O bom tempo para o lazer nas zonas balneares no litoral, nas praias fluviais no interior ou para as férias no campo, quase nos faziam esquecer que, afinal os dramas dos incêndios continuavam bem presentes, a queimar hectares de floresta em várias regiões do país de norte a sul e ilhas. Uma realidade a que já nos habituamos. No entanto, lamentavelmente, também nos vamos habituando a cenários inquietantes, como as novas realidades de tais fenómenos, que vinham implicando a sucessiva evacuação de localidades e realojamento de populações a que se assistia pelas notícias, como uma preocupante e acentuada diferença do tipo, dos tradicionais fogos florestais. Imagens que transportavam para cenários de guerra.
Apesar destes campos de batalha contra o fogo que os soldados da paz e restantes entidades envolvidas, como Proteção Civil, iam dando resposta, Portugal em finais de julho continuava a bater recordes pelos piores motivos, com o país a arder. Lembremo-nos dos dramas vividos em Soure, Mação, Vila de Rei, Ribeira de Pena, Miranda do Corvo, Cantanhede, Montemor-o-Velho, Tomar ou Oleiros, entre muitos outros conselhos e freguesias, cujas populações, em geral idosas, entre a tragédia de Pedrogão Grande e outubro, resistiam até ao limite das suas forças ao inimigo que na generalidade dos casos eram vizinho, através de manchas florestais sem perímetros de segurança.
O tempo era na verdade de corrida para o litoral, para as praias, para os concertos e diversificados eventos culturais ou de entretinimento ao longo de todas as zonas balneares, promovidos pelos respetivos autarcas locais num ano em que as eleições autárquicas obrigaram a reforçar orçamentos.
E como festa que é festa tem que ter fogo-de-artifício, nem a lei travava o ambiente de luz e cor a rebentar nos céus. Assim as animações de praia ou das festas nas aldeias, confundiam-se com as campanhas eleitorais ao ponto de em muitos casos, se desvalorizar as responsabilidades das autarquias na defesa das populações, nomeadamente na garantia de perímetros de segurança, cuja desvalorização deixou aldeias isoladas e à mercê do tipo de fogos, que os próprios populares que viveram momentos dramáticos, testemunham nunca terem visto tal. Ainda assim, os autarcas foram eleitos e reeleitos e ninguém lhes pediu responsabilidades por tanta incúria, tão básica da sua competência na defesa das populações, que em alguns casos poderiam salvar vidas humanas.

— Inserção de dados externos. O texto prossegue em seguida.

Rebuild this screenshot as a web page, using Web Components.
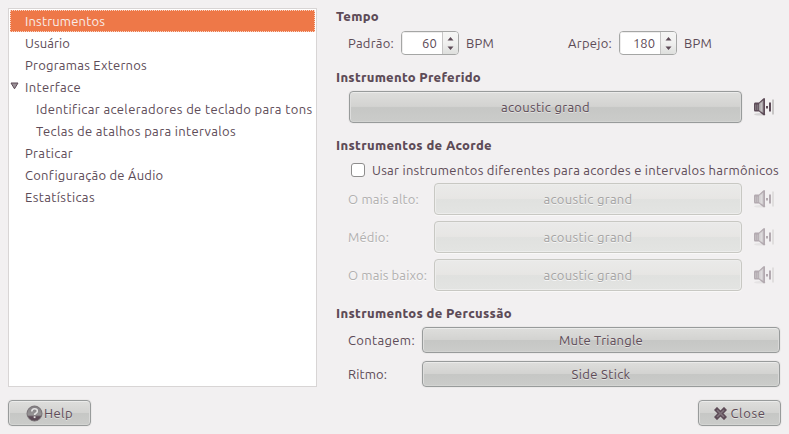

E o protagonismo do eucalipto?
Publicadas as conclusões do Relatório da Comissão Independente, ainda que tenham merecido um amplo consenso, ficou a dúvida sobre um capítulo não tornado publico em que será abordado, o excesso de plantações contínuas de eucaliptos e pinheiros bravos. Trata-se de um mau sinal para a chamada “reforma florestal”, assim sujeita aos interesses de grupos de pressão (celuloses), que tudo farão para contrariar e descaraterizar a lei que se propõe limitar a plantação de eucaliptos, aprovada pelo Parlamento para entrar em vigor em março do próximo ano. Um prazo longo, que deixará de novo as populações à mercê da proliferação desta espécie com capacidade de arder rapidamente, dadas as cascas e folhas altamente inflamável.
Assim como se definem as árvores autóctones como “árvores bombeiras” (carvalhos ou castanheiros), com particular e destacado protagonismo, o eucalipto não escapa à designação de “árvores incendiárias”, segundo alguns biólogos. Porquê então insistir e facilitar a invasão premeditada de eucaliptal, que vêm dominando a paisagem, ocupando terras abandonadas e aproximando-se perigosamente das aldeias e populações, que assim passaram a viver com medo das gigantescas paredes de fogo violento e de altas temperaturas que sobrevoa quilómetros, em condições atmosféricas como as que deixaram o país de luto.
Os promotores da liberalização do eucalipto, negam-se a reconhecer o ciclo vicioso que se transforma num pasto de chamas e que se vem repetindo de ano para ano. Resta pois, em nome, pelo menos dos mortos das tragédias que marcaram uma época de fogos que o Governo também desvalorizou, que haja coragem política para travar uma espécie que ironicamente é o verde que mais rápido floresce de forma indiscriminada após as tragédias dos incêndios.